■ **WHAT YOU WILL DO**
Each line from the start of the records below through the line that contains "type NameStyle = 'bold' | 'blue' | 'cream';" should be printed exactly. Pictures are omitted.

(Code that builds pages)
^^^^

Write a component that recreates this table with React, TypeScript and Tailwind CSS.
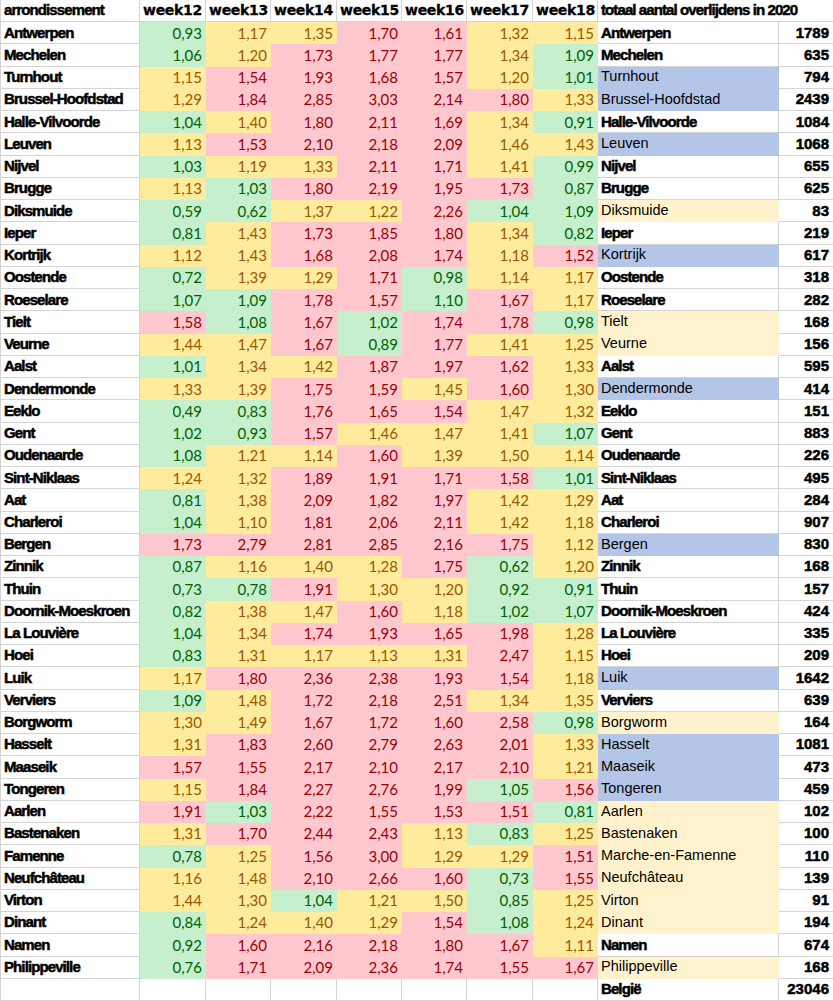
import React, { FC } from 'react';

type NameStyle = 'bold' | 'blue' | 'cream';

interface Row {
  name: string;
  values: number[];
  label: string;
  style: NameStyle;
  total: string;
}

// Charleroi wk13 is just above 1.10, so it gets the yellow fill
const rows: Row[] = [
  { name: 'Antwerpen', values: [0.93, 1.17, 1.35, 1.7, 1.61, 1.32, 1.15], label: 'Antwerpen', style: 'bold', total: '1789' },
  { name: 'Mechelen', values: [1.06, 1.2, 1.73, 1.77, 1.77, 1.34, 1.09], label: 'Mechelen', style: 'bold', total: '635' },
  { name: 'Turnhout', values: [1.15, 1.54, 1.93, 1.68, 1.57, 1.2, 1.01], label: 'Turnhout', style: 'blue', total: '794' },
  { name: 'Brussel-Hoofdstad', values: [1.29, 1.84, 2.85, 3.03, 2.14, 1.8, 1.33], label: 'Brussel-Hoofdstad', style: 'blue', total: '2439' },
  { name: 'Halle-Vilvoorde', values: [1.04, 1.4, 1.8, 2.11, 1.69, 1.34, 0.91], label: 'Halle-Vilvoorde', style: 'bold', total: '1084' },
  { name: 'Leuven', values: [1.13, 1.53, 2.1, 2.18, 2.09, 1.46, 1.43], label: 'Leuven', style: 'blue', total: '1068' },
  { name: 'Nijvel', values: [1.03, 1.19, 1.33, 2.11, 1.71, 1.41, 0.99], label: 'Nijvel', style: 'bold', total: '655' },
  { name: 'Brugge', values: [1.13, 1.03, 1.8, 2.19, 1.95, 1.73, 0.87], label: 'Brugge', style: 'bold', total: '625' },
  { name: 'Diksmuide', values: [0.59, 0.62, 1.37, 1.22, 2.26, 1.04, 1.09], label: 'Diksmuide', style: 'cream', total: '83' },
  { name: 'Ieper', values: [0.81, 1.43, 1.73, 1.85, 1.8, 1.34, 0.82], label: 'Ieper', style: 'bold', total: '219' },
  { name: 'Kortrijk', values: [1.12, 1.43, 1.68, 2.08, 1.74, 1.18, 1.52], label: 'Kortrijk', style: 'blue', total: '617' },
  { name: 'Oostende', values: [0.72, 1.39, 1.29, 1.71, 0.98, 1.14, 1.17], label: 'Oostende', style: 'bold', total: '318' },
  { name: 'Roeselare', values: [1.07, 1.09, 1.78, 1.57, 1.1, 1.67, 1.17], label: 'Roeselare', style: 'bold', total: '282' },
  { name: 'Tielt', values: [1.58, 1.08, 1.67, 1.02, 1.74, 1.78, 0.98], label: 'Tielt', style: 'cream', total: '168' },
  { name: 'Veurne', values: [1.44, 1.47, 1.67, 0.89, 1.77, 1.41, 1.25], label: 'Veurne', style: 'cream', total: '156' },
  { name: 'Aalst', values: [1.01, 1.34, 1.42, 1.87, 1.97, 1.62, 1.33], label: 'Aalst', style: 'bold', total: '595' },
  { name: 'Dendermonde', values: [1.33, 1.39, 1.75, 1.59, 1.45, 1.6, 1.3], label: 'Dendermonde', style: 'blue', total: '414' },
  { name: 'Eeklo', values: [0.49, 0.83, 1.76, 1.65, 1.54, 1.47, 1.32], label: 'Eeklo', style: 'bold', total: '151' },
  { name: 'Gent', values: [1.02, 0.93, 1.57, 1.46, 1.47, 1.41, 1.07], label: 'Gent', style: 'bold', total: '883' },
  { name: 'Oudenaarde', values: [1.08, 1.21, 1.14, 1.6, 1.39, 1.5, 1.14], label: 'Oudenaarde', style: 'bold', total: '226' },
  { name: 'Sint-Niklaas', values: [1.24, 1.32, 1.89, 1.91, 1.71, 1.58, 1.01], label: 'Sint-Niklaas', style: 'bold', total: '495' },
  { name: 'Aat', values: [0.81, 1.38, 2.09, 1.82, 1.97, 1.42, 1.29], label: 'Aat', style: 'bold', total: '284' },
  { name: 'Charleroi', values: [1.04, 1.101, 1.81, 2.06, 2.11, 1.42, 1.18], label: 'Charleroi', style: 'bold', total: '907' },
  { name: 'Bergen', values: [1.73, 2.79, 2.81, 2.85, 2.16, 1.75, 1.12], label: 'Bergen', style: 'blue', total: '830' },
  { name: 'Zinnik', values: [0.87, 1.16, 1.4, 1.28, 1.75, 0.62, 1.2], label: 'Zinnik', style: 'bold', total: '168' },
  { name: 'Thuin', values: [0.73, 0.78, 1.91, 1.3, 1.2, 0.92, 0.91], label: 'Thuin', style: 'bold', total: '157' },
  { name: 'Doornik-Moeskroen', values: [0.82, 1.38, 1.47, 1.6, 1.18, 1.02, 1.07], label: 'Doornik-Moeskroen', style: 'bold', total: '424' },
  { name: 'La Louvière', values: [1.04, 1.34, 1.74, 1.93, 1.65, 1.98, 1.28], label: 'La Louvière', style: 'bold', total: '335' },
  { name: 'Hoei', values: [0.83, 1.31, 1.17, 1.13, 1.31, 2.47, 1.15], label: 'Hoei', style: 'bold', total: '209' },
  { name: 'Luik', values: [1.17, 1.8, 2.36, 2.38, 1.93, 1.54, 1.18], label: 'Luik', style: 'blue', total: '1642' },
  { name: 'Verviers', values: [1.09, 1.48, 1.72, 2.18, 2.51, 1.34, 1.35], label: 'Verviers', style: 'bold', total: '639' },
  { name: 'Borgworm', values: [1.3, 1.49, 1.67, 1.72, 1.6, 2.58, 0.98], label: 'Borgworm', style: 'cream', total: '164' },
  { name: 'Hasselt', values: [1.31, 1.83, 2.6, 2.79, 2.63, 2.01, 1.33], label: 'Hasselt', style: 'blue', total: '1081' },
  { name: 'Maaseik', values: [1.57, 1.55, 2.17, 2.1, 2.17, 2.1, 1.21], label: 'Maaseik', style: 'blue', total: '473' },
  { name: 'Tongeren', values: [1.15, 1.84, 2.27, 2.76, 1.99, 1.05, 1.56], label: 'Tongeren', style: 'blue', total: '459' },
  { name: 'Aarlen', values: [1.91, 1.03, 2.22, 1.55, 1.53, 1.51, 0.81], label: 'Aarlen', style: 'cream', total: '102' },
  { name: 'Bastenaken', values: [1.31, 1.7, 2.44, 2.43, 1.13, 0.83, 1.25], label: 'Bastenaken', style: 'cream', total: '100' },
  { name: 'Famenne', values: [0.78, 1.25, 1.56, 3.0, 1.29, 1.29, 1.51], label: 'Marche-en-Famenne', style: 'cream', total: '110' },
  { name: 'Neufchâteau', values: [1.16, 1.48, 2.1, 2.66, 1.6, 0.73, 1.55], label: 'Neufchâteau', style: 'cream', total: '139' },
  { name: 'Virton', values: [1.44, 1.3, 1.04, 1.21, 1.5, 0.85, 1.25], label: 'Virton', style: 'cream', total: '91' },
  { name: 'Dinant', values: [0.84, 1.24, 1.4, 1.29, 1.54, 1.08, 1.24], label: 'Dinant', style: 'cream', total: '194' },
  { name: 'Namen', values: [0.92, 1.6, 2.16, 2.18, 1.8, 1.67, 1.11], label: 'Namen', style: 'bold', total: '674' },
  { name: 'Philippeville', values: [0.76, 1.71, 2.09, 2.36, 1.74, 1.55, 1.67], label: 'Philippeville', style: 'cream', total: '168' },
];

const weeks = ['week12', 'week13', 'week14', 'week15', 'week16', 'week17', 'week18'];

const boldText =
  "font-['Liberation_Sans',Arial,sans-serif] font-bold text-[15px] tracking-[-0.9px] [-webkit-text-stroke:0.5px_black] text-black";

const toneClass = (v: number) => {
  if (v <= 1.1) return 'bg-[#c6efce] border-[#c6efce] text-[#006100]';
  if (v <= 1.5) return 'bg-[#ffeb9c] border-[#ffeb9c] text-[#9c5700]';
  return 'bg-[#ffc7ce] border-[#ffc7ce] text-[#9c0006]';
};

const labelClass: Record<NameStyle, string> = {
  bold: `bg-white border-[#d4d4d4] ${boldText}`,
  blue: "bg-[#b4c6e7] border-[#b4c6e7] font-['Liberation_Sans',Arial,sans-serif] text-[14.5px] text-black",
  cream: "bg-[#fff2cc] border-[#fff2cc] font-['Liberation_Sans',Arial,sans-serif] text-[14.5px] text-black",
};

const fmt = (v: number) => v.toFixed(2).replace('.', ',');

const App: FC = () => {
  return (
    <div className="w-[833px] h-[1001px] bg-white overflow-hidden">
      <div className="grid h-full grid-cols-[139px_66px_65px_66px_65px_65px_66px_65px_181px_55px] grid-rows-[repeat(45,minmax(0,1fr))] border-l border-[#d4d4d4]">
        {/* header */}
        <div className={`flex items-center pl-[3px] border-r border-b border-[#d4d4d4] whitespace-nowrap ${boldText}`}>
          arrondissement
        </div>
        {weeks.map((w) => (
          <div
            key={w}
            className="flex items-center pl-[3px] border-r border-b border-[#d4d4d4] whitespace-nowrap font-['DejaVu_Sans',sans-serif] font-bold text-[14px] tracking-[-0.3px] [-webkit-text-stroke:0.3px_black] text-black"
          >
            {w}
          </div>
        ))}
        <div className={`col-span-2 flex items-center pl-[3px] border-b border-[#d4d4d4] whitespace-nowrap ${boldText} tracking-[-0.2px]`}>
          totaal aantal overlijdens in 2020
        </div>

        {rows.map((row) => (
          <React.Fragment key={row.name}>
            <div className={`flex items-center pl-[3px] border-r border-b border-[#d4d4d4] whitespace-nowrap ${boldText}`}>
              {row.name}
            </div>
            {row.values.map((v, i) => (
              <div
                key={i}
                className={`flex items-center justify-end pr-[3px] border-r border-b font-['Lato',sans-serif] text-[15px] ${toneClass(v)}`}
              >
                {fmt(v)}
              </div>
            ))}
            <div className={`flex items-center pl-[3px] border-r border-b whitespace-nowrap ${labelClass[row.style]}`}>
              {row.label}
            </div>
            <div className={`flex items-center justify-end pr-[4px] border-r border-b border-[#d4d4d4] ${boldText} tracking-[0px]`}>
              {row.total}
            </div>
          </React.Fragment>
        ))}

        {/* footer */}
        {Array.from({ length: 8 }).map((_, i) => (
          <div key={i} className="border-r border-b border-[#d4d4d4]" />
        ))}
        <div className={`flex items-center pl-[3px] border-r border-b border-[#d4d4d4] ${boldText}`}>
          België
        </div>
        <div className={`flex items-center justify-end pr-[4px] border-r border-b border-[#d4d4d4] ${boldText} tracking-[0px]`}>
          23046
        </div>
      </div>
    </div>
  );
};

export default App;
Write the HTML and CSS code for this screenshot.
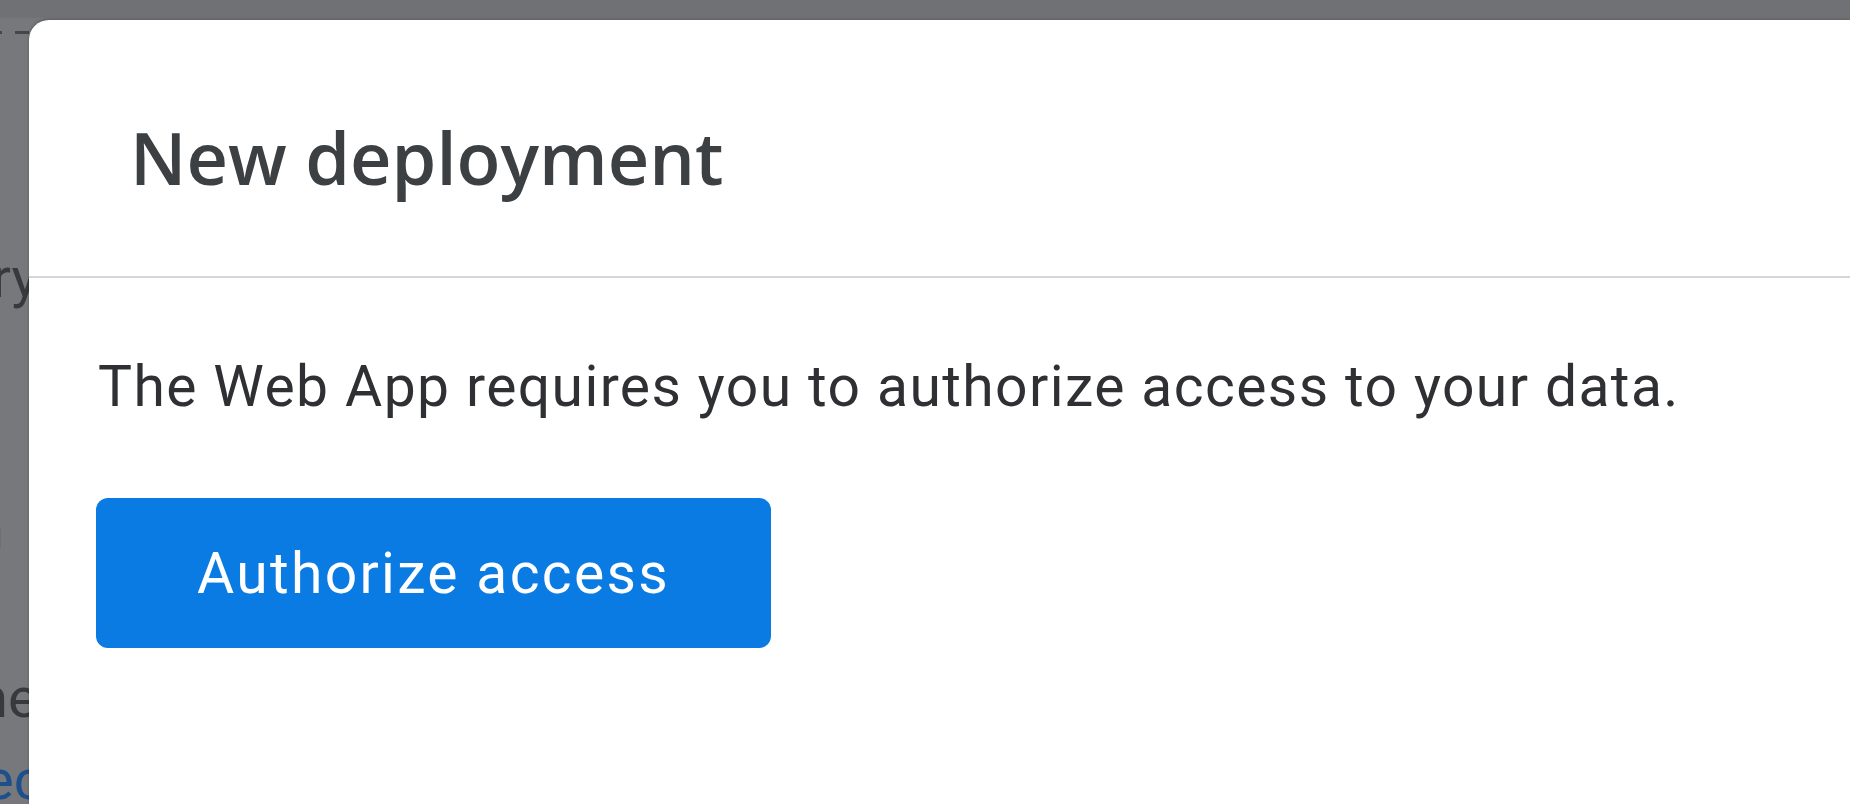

^^^^

■ **RESPONSE TO THIS EXERCISE**
Write a component that recreates this table with React, TypeScript and Tailwind CSS.
import React, { FC } from 'react';

type NameStyle = 'bold' | 'blue' | 'cream';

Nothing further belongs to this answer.